Besigye was defeated by President Museveni in the 2001 and 2006 elections.

He said the FDC has entered into a cooperation understanding with a loose group of five opposition parties.

“We have, over the last year been discussing cooperation amongst the main political opposition parties, especially those with representation in parliament, and we have already managed to establish a protocol for cooperation, including for selection of candidates,” Besigye said.

The Ugandan parliament has begun debating a number of proposals intended to reform the country’s electoral laws.

Besigye said the electoral playing field in Uganda has never been leveled, and he criticized President Museveni for reappointing members of the country’s controversial electoral commission.
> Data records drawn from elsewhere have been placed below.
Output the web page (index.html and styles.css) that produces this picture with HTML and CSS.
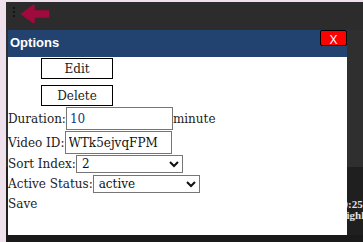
FILE: index.html
```html
<!DOCTYPE html>
<html lang="en">

<head>
    <meta charset="UTF-8">
    <meta name="viewport" content="width=device-width, initial-scale=1.0">
    <title>Options</title>
    <link rel="stylesheet" href="styles.css">
</head>

<body>
    <div class="app">
        <div class="toolbar">
            <svg class="handle" width="4" height="13" viewBox="0 0 4 13">
                <rect x="1" y="1" width="2" height="2" fill="#141414" />
                <rect x="1" y="5" width="2" height="2" fill="#141414" />
                <rect x="1" y="9" width="2" height="2" fill="#141414" />
            </svg>
            <svg class="back" width="30" height="20" viewBox="0 0 30 20">
                <path d="M1.5 10 L13 1.5 L14 1.5 L14 7 L28.5 7 L28.5 13 L14 13 L14 18.5 L13 18.5 Z"
                    fill="#a10a3d" stroke="#a10a3d" stroke-width="1.5" stroke-linejoin="round" />
            </svg>
        </div>
        <div class="feed">
            <div class="feed_top"></div>
            <div class="feed_item">
                <div class="feed_time">10:25</div>
                <div class="feed_title">Highlights</div>
            </div>
        </div>

        <div class="dialog">
            <div class="dialog_head">
                <span class="dialog_title">Options</span>
                <button class="close">X</button>
            </div>
            <div class="dialog_body">
                <button class="action">Edit</button>
                <button class="action">Delete</button>
                <div class="row first">
                    <label>Duration:</label><input class="field duration" type="text" value="10"><span>minute</span>
                </div>
                <div class="row">
                    <label>Video ID:</label><input class="field" type="text" value="WTk5ejvqFPM">
                </div>
                <div class="row pick">
                    <label>Sort Index:</label><select class="field">
                        <option>1</option>
                        <option selected>2</option>
                        <option>3</option>
                    </select>
                </div>
                <div class="row pick last">
                    <label>Active Status:</label><select class="field">
                        <option selected>active</option>
                        <option>inactive</option>
                    </select>
                </div>
                <div class="save">Save</div>
            </div>
        </div>
    </div>
</body>

</html>
```

FILE: styles.css
```css
html,
body {
    margin: 0;
    padding: 0;
}

body {
    background: #f0e2ec;
    overflow: hidden;
}

.app {
    position: relative;
    margin: 2px 0 0 6px;
    height: 240px;
    background: #2c2c2c;
    overflow: hidden;
}

.toolbar {
    display: flex;
    align-items: flex-start;
    height: 28px;
}

.toolbar .handle {
    margin: 4px 0 0 6px;
}

.toolbar .back {
    margin: 2px 0 0 4px;
}

.feed {
    border-bottom: 7px solid #1a1a1a;
}

.feed_top {
    height: 137px;
    background: #2f2f2f;
}

.feed_item {
    height: 68px;
    background: #1f1f1f;
    padding: 32px 0 0 331px;
    box-sizing: border-box;
    font-family: "Liberation Serif", serif;
    font-weight: bold;
    font-size: 11px;
    line-height: 11px;
    color: #e2e2e2;
    white-space: nowrap;
}

.feed_title {
    margin-left: 1px;
}

.dialog {
    position: absolute;
    left: 2px;
    top: 28px;
    width: 339px;
    height: 205px;
    background: #fff;
    display: flex;
    flex-direction: column;
}

.dialog_head {
    display: flex;
    justify-content: space-between;
    align-items: flex-start;
    height: 27px;
    background: #22436f;
}

.dialog_title {
    font-family: "Liberation Sans", Arial, sans-serif;
    font-weight: bold;
    font-size: 13px;
    color: #fff;
    margin: 5px 0 0 2px;
    line-height: 16px;
}

.close {
    width: 27px;
    height: 16px;
    margin: 0;
    padding: 4px 0 0;
    box-sizing: border-box;
    background: #ff0000;
    border: 1px solid #000;
    border-radius: 2px;
    color: #fff;
    font-family: "Liberation Sans", Arial, sans-serif;
    font-size: 12px;
    line-height: 11px;
    overflow: hidden;
}

.dialog_body {
    flex: 1;
    padding-top: 1px;
    font-family: "DejaVu Serif", serif;
    font-size: 12px;
    color: #222;
}

.action {
    display: block;
    width: 72px;
    height: 21px;
    margin: 0 0 6px 33px;
    padding: 0;
    background: #fff;
    border: 1px solid #000;
    border-radius: 0;
    font-family: "DejaVu Serif", serif;
    font-size: 12px;
    color: #222;
}

.row {
    display: flex;
    align-items: baseline;
    margin-top: 1px;
    white-space: nowrap;
}

.row.first {
    margin-top: -5px;
}

.row.last {
    margin-top: 2px;
}

.field {
    width: 107px;
    height: 23px;
    box-sizing: border-box;
    margin: 0;
    padding: 0 3px;
    border: 1px solid #767676;
    border-radius: 0;
    background: #fff;
    font-family: "DejaVu Serif", serif;
    font-size: 12px;
    color: #111;
}

.field.duration {
    color: #123a82;
}

.pick .field {
    height: 18px;
    padding: 0 1px;
}

.save {
    margin-top: 4px;
    line-height: 14px;
}
```
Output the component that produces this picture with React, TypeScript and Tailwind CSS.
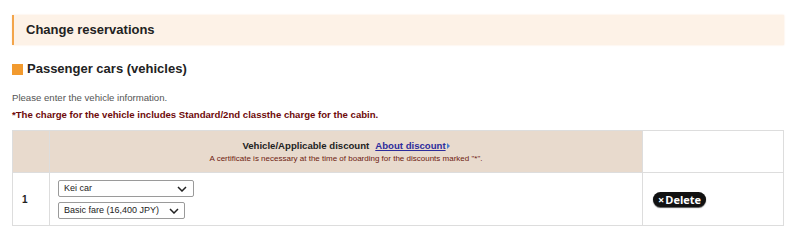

“It’s also to be understood that President Museveni reappointed the electoral commissioner recently in spite the damning indictment by the courts of law that the current commission is partisan, biased and grossly incompetent,” he said..

Uganda is one of about 16 African countries that are scheduled to hold presidential elections in 2011, and Besigye said the only way Uganda can avoid a Kenya-type post-election violence is to institute meaningful electoral reforms.

“There is only one course and that is to undertake reforms that can engender an environment free of fear, intimidation, of violence and so forth,” he said.

Besigye said the FDC will be engaging Uganda’s neighbors, the African Union and the international community to apply whatever leverage they have on President Museveni to accept to undertake meaningful electoral reforms.